» The task:
Please pull out every line that includes the string "with".

━━━ Records shown ━━━

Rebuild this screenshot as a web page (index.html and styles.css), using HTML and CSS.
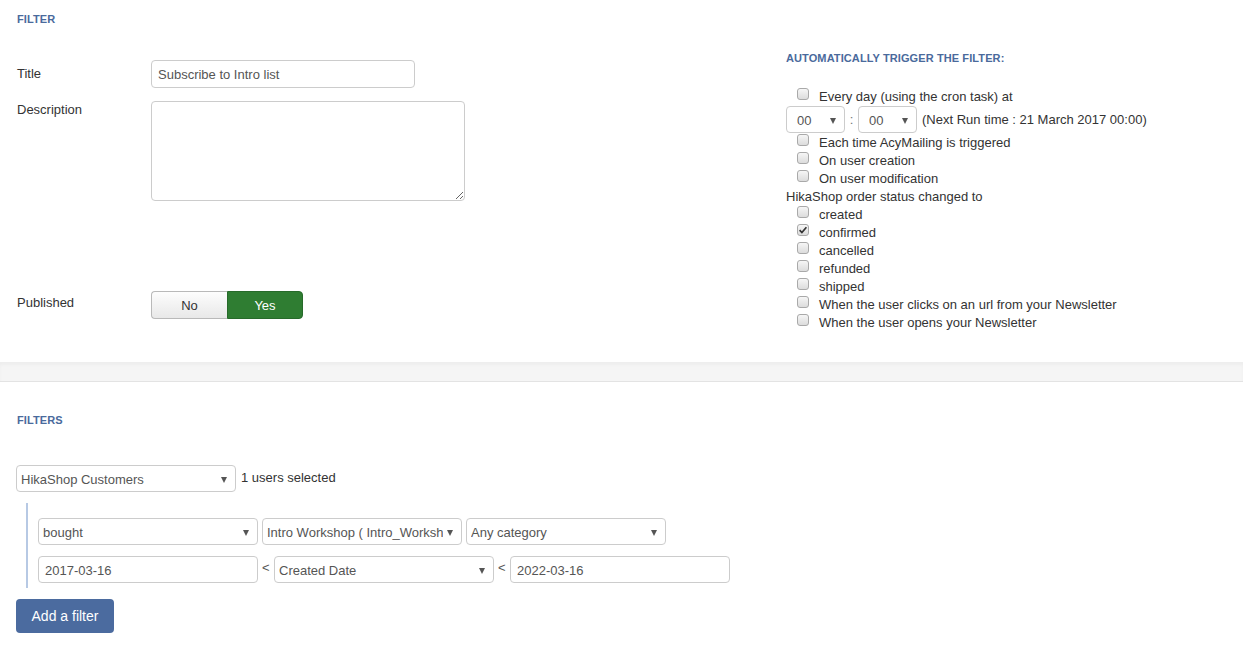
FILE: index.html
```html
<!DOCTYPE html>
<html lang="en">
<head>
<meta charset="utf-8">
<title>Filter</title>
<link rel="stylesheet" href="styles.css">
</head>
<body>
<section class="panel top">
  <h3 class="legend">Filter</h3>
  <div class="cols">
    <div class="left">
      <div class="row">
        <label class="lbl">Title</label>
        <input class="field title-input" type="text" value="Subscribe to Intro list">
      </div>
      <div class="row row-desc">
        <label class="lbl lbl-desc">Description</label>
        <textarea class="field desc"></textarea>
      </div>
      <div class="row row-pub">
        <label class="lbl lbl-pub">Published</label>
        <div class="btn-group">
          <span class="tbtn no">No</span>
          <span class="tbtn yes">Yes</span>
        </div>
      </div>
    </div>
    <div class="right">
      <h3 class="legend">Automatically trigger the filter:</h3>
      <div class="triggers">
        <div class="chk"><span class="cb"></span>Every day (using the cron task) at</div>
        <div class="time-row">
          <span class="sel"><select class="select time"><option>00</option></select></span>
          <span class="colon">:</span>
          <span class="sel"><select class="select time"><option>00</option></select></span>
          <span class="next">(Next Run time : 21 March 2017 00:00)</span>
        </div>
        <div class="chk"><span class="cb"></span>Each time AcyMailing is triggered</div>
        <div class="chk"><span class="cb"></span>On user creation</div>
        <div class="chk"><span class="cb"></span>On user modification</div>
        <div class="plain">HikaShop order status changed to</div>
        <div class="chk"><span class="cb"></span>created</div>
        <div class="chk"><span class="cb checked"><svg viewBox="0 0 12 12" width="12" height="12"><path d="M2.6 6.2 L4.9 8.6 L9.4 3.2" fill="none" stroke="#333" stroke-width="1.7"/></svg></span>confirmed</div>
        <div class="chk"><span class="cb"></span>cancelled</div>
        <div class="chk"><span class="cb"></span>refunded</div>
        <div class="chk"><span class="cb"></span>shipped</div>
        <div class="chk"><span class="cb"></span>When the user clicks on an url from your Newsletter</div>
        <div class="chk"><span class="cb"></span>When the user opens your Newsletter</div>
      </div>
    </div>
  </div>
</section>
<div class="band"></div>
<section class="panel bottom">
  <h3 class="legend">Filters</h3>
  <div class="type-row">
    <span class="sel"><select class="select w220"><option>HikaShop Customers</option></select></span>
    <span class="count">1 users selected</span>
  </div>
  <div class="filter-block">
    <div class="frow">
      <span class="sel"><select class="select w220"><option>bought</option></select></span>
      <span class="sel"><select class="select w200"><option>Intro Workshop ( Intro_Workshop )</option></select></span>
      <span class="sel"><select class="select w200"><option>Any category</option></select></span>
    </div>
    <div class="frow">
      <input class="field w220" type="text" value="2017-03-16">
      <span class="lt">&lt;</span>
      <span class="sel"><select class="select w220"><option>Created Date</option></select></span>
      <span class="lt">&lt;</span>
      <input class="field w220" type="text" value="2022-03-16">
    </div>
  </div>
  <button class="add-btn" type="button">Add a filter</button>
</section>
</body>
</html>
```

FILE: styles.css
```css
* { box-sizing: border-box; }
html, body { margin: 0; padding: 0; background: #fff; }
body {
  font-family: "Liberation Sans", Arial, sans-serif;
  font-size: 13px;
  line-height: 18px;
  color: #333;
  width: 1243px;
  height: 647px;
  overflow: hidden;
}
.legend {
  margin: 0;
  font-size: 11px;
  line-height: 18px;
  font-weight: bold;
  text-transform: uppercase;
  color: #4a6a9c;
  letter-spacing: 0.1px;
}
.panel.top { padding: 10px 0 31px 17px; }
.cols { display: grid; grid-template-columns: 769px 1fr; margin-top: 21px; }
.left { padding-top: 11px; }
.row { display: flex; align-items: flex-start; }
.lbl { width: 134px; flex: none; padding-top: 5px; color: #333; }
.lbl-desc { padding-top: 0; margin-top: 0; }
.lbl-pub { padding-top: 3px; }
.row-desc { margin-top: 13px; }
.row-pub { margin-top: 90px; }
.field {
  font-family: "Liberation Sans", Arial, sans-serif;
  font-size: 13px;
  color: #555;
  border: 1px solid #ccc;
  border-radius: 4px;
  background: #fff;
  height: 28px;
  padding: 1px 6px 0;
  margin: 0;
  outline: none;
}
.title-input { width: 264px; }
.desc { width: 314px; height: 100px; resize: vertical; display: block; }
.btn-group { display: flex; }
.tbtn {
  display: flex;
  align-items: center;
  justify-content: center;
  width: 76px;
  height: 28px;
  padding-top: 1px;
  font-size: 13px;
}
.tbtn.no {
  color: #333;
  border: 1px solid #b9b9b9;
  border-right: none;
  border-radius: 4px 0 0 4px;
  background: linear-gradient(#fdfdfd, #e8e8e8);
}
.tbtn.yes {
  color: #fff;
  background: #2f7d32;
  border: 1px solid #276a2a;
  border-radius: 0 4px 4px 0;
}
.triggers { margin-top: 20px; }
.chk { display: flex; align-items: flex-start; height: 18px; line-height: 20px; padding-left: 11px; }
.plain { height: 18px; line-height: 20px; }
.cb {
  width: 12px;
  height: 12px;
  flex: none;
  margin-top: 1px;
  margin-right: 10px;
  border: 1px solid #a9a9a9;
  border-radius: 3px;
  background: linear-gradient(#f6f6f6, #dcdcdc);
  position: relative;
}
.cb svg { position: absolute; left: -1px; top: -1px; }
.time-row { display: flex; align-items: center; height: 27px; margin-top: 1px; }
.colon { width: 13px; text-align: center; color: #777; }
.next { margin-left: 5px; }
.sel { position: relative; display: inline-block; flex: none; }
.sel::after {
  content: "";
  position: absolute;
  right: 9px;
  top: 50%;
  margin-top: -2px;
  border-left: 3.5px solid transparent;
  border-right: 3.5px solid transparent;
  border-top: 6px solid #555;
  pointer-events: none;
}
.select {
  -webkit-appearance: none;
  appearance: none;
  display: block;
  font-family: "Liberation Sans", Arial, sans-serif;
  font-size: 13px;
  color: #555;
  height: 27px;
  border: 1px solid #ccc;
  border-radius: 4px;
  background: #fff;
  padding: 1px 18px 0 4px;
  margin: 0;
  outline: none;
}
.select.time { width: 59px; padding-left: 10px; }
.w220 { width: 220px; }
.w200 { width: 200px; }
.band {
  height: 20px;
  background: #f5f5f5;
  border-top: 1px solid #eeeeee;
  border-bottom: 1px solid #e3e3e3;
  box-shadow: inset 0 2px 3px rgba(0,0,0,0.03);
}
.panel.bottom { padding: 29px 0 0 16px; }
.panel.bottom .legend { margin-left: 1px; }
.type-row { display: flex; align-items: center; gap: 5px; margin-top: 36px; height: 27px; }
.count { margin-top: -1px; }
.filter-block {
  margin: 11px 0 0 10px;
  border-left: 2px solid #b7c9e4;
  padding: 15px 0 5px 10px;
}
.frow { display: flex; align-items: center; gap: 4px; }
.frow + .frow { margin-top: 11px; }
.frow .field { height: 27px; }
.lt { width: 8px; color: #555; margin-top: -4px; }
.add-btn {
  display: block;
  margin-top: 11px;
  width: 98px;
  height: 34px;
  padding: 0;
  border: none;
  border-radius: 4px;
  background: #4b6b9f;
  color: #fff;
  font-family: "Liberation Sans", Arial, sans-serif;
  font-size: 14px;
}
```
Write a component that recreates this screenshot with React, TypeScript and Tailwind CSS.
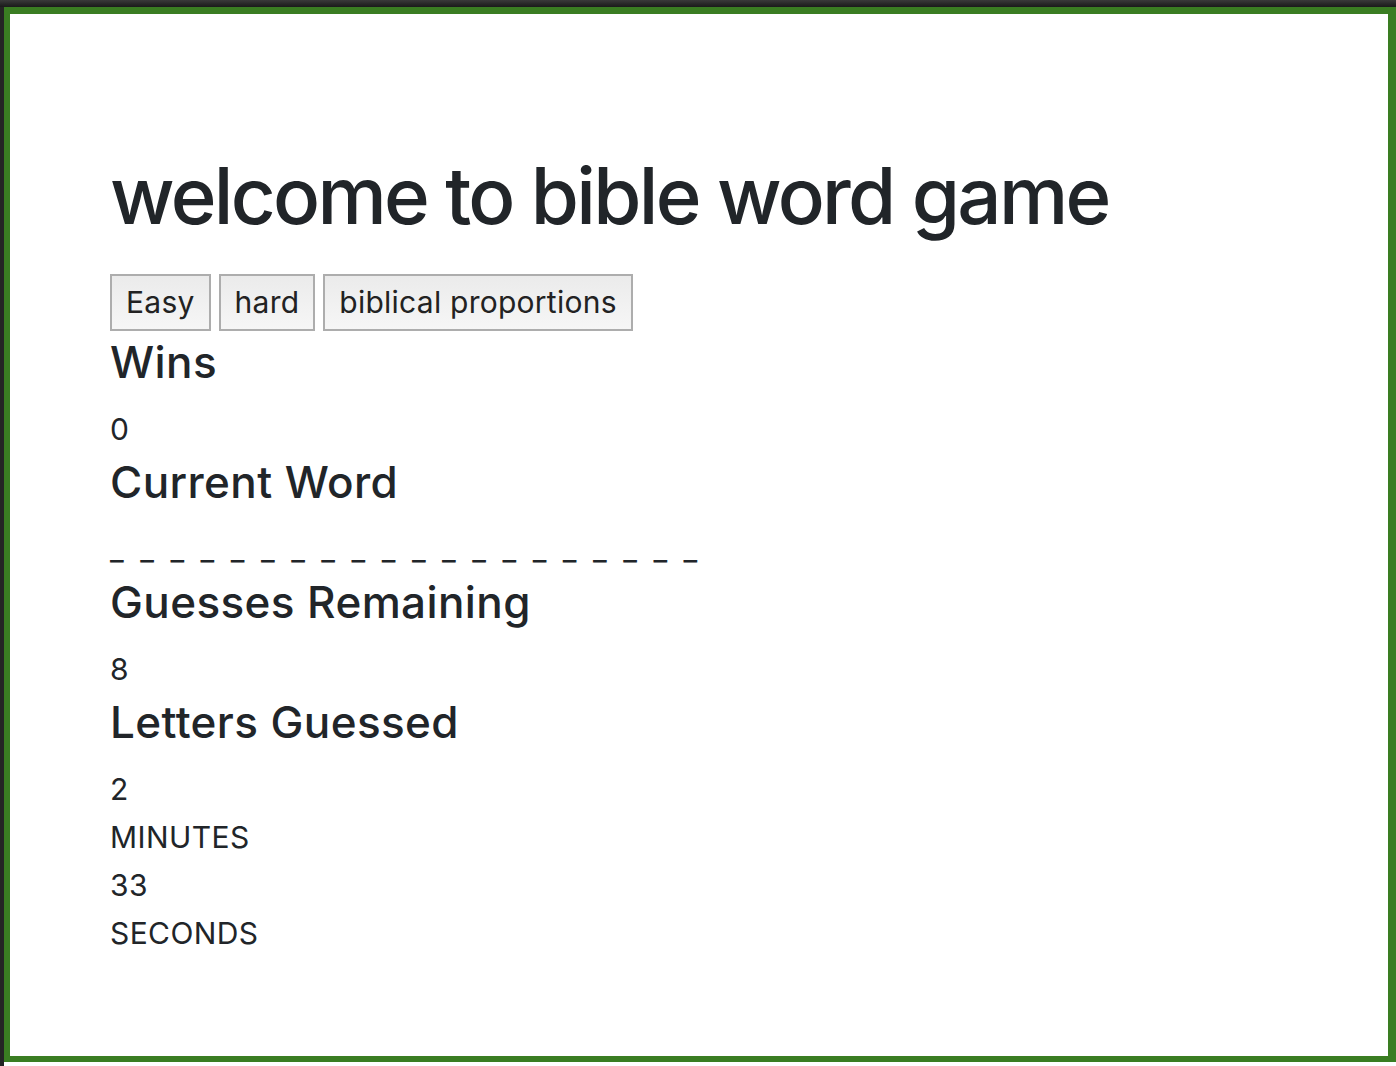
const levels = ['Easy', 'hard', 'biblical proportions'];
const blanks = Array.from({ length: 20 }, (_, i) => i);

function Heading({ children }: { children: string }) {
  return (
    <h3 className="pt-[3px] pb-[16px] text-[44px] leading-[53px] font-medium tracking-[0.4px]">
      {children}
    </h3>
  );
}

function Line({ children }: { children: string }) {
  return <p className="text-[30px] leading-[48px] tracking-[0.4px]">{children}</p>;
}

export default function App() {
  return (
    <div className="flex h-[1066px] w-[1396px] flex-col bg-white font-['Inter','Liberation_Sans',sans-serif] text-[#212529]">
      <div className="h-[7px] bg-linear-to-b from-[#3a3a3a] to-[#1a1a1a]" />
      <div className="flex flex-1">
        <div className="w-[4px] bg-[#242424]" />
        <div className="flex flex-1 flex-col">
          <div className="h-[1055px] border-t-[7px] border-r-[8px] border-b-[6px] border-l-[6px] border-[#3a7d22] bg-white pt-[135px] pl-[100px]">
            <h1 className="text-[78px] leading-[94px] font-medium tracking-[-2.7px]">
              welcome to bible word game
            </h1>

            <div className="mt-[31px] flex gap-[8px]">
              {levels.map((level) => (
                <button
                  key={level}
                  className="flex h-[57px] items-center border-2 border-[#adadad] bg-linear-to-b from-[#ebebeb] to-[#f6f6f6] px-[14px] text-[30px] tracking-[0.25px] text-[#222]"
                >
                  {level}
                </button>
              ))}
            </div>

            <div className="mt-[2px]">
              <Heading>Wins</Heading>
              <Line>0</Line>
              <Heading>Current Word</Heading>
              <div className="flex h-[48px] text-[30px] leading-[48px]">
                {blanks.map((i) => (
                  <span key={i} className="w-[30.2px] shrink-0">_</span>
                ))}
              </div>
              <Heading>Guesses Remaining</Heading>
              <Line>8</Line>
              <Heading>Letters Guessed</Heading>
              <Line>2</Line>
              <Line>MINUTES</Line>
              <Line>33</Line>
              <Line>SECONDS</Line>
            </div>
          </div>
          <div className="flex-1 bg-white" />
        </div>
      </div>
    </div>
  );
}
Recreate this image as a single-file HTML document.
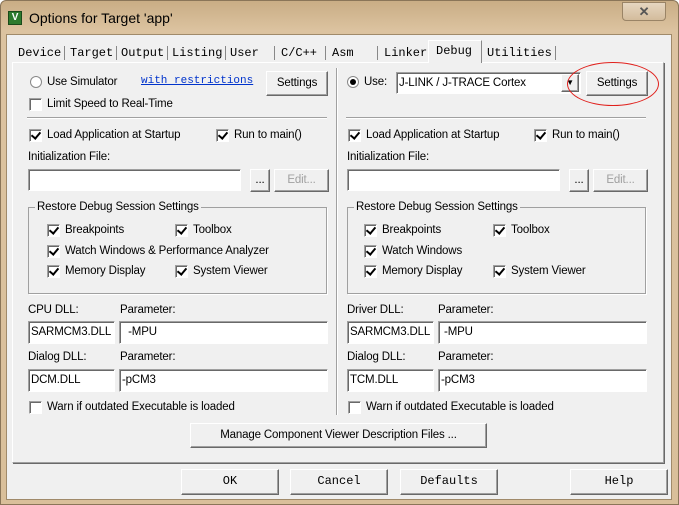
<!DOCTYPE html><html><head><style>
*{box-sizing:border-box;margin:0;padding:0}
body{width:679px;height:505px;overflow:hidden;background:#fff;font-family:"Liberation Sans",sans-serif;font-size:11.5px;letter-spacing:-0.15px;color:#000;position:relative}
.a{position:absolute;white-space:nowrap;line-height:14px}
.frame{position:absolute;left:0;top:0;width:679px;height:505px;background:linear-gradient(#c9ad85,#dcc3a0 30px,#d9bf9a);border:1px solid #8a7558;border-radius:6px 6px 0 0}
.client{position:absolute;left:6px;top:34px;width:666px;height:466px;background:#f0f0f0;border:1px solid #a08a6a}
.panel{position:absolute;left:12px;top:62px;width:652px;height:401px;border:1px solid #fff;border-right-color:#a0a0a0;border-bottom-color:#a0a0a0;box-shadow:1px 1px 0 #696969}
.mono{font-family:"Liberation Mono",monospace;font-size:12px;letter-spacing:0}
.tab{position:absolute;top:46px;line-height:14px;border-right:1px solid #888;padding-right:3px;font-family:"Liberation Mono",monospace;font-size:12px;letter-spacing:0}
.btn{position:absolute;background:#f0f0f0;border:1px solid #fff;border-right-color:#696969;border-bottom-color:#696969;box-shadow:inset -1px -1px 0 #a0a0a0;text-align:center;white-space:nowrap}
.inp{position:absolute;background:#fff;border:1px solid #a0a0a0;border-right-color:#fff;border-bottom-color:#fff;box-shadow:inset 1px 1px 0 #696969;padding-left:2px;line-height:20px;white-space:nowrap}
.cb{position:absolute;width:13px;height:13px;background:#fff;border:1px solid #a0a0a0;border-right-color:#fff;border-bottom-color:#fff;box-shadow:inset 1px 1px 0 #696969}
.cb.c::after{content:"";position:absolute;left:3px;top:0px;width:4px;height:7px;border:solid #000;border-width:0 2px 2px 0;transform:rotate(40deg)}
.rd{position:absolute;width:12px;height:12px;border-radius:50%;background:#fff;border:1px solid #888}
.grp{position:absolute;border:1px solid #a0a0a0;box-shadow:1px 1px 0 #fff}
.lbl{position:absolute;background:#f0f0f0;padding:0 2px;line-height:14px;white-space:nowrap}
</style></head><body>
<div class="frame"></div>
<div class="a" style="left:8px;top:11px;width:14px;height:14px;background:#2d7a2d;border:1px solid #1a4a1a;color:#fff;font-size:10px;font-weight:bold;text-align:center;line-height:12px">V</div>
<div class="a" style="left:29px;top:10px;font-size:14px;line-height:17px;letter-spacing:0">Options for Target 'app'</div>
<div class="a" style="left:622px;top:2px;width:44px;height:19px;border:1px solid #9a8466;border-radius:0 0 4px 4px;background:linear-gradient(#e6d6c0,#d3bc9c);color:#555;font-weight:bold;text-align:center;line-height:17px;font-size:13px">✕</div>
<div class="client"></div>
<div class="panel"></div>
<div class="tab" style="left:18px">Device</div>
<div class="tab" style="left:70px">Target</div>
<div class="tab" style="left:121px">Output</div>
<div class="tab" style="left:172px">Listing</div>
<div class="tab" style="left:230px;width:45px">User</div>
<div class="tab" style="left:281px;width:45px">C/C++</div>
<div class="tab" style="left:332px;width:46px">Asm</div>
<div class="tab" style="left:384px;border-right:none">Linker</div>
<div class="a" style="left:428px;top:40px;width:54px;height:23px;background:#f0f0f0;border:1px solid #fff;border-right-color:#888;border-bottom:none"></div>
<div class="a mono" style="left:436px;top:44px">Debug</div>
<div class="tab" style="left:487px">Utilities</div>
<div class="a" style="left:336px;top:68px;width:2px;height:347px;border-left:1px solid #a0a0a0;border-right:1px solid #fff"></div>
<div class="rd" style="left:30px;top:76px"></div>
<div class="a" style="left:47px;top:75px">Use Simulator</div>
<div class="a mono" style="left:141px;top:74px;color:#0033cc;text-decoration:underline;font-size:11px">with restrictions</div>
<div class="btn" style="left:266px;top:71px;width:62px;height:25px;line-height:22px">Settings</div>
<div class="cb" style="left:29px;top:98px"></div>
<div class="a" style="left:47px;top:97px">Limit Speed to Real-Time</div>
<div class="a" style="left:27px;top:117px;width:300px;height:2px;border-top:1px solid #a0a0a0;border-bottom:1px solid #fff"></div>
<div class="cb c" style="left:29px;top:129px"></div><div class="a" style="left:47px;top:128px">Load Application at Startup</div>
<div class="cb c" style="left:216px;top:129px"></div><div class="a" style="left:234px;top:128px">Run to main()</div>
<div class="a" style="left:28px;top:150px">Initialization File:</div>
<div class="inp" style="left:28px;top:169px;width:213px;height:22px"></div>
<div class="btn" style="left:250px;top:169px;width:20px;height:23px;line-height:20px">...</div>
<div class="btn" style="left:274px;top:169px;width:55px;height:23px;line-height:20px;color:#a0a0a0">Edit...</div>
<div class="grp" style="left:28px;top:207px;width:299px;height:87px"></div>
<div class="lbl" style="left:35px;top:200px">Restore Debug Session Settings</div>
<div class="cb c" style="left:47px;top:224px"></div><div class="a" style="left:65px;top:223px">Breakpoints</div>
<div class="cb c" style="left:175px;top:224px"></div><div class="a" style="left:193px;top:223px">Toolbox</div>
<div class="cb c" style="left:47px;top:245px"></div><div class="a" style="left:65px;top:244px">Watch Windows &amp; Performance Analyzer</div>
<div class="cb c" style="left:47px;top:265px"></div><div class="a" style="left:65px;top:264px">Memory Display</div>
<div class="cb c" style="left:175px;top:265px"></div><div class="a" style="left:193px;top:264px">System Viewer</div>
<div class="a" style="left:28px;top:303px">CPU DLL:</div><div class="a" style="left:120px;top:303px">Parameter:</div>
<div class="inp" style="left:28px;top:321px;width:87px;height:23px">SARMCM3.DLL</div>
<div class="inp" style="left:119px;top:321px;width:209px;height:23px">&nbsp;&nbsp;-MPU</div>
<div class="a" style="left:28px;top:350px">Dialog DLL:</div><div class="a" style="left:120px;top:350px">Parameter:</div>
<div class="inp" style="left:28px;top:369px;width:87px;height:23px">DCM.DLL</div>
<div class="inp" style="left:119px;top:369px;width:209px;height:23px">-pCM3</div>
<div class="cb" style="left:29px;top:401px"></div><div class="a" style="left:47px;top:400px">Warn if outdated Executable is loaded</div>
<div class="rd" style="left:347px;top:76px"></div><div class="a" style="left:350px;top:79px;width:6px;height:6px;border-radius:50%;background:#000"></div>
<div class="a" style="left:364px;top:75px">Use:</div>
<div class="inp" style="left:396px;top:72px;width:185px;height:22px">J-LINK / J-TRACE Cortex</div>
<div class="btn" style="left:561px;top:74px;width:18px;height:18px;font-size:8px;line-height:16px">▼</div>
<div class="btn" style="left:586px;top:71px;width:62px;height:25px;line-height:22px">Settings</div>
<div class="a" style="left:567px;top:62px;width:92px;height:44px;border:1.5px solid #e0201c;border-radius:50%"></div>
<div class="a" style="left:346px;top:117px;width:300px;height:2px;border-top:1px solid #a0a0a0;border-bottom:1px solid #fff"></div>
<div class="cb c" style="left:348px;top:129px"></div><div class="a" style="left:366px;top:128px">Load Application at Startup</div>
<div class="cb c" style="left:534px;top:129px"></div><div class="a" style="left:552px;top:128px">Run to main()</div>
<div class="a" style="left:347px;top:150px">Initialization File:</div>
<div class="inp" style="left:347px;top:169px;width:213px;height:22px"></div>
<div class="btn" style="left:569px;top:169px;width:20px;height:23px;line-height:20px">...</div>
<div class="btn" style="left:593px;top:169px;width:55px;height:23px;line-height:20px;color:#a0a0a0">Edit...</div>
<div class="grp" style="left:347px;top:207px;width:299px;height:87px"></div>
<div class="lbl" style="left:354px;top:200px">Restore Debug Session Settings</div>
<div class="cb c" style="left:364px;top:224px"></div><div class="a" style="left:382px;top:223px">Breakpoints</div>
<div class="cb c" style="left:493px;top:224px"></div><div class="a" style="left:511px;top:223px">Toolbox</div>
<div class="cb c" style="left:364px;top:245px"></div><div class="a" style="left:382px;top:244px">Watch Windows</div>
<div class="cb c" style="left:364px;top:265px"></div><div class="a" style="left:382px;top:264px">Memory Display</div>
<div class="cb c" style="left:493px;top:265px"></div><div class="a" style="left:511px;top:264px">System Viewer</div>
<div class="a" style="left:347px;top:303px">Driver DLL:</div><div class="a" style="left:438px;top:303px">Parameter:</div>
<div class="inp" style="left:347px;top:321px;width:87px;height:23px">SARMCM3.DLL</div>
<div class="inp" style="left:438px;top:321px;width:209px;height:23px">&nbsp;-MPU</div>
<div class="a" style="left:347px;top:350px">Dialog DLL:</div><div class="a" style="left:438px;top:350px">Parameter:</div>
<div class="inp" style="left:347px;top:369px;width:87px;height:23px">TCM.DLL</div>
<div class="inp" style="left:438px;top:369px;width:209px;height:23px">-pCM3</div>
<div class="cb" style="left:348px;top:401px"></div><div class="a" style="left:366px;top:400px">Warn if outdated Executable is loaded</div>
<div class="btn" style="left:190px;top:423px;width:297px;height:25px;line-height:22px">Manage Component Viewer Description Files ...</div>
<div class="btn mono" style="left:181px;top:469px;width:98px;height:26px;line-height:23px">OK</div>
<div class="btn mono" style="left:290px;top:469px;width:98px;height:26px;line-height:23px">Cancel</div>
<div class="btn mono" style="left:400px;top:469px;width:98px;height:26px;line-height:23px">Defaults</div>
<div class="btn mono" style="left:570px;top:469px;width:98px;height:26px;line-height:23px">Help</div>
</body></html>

━━━

» Finished task:
Write a component that recreates this screenshot with React, TypeScript and Tailwind CSS.
<div class="a mono" style="left:141px;top:74px;color:#0033cc;text-decoration:underline;font-size:11px">with restrictions</div>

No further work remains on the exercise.